One thing that may be contributing to the reaction is that in some countries, particularly the US, gender is one of the forbidden categories (like race or national origin). You can decide who to hire, or rent to, or any number of other activities, based on a whether a person has a tattoo, or is wearing brown shoes, or rides a bicycle, but if you decide based on one of the forbidden categories you’re either automatically breaking the law, or the burden of proof is on you. In the US, it might be legally questionable for Flickr to allow you to restrict your photos to one particular gender (but I’m not a lawyer).
Similarly, when you say “tribe”, people hear “race”. You might use some jargon as a distancing mechanism (kinship group? moiety? cohort?).
Graeme,
Thanks for the comment. I think one issue is the BBC write up versus what I said on the radio interview. For example, I mentioned Flickr on the Digital Planet interview but it didn’t make it into the show. In fact, we modeled a lot of our design on Flickr. And I know I never said “tribe”–ever! That was a British sort of BBC thing that then took off I think on slashdot. I agree with you on the gender issue in the US especially, it is a huge red flag and people automatically assume it is sexist if there is any division based on gender.
I agree with you the need is to focus on what people do. The archive doesn’t do much except act as a filter for the tags people add to each piece of content. Like I said this didn’t really come across in the news article, I don’t think.

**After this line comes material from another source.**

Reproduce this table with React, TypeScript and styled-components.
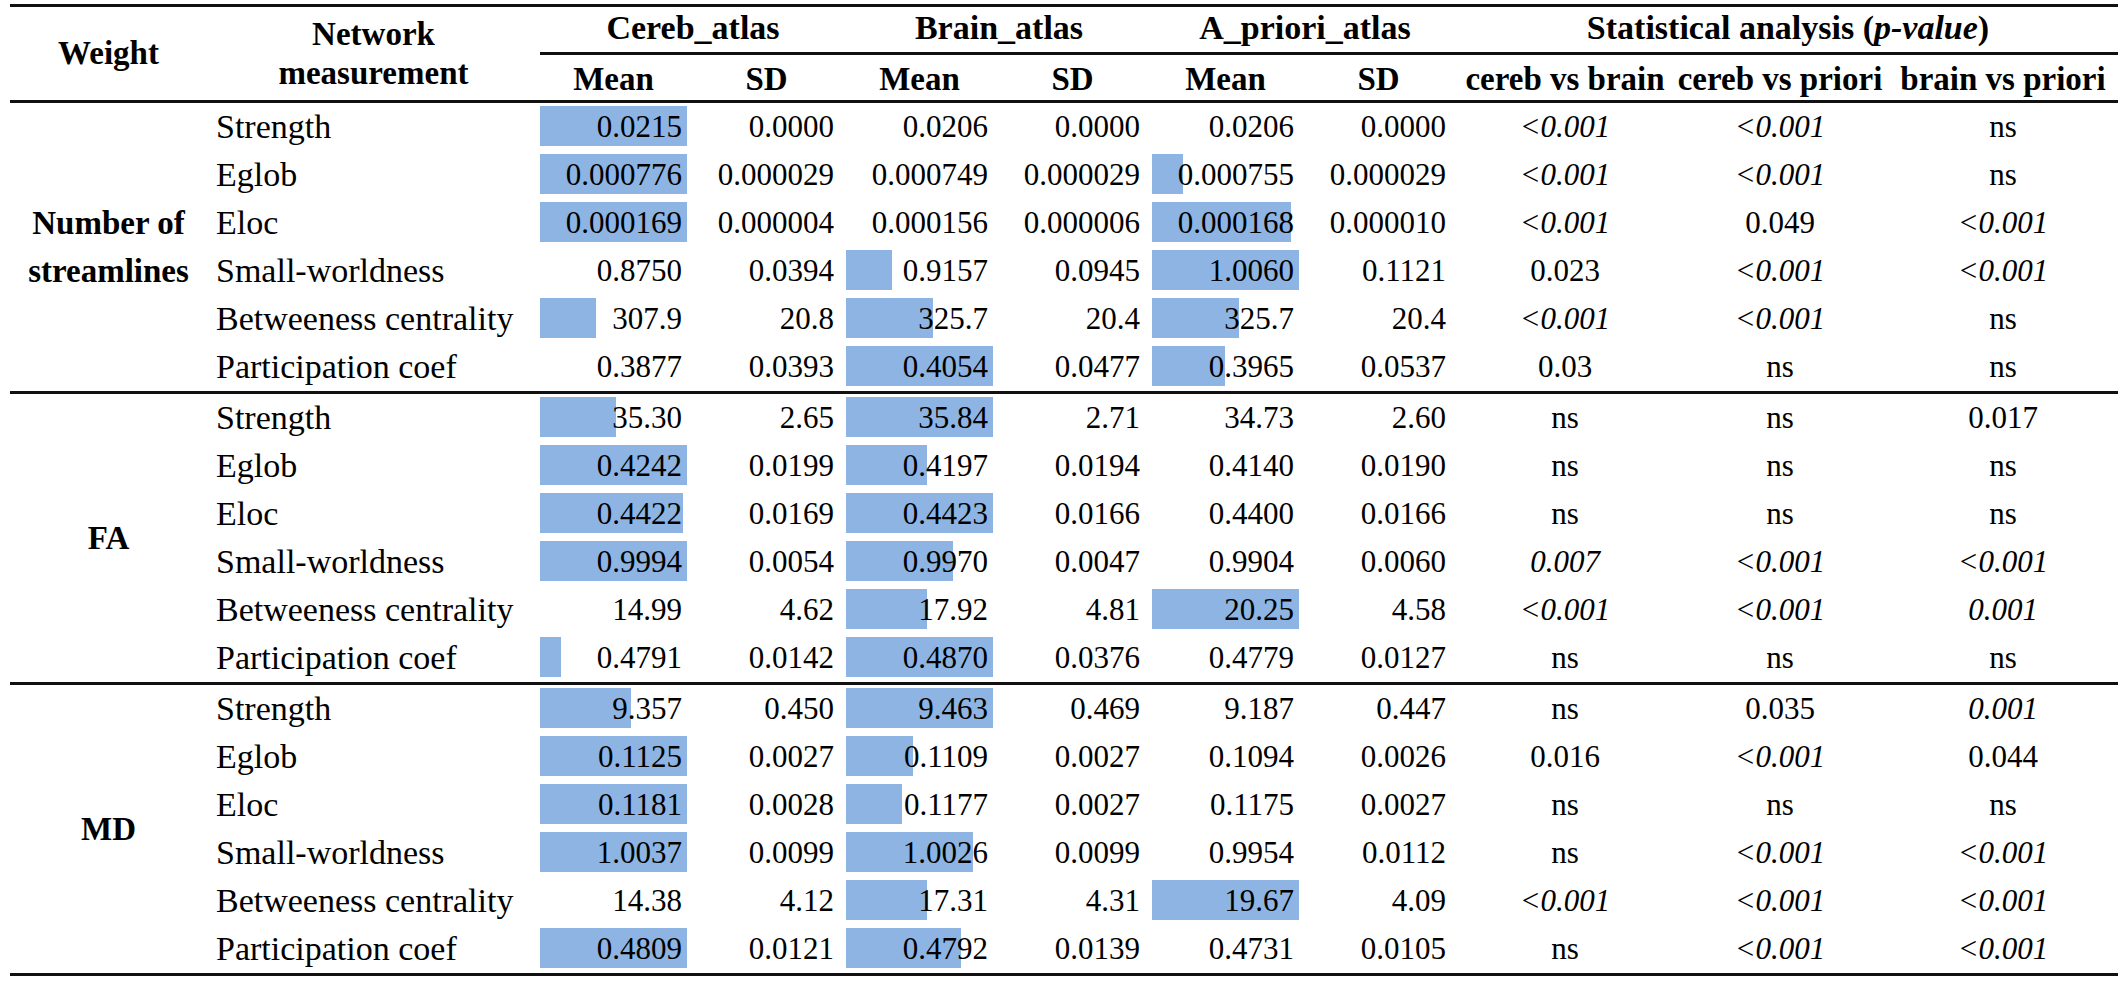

It seems to me that DRM for people in the tech world is too associated with corporate control (again the point I made on the Digital Planet radio show) so it just stops people. There are access controls at work here, they are driven by a set of (changing) cultural protocols. Strictly speaking that is not DRM. I think the interesting point for the BBC and why they used that hook was that the archive provides an example of access controls that are not oppressive or corporate driven, but instead based on other principles. I’m not sure the term is helpful….but it does provide a way to help rethink the notion of access and “free culture” in a different set of terms.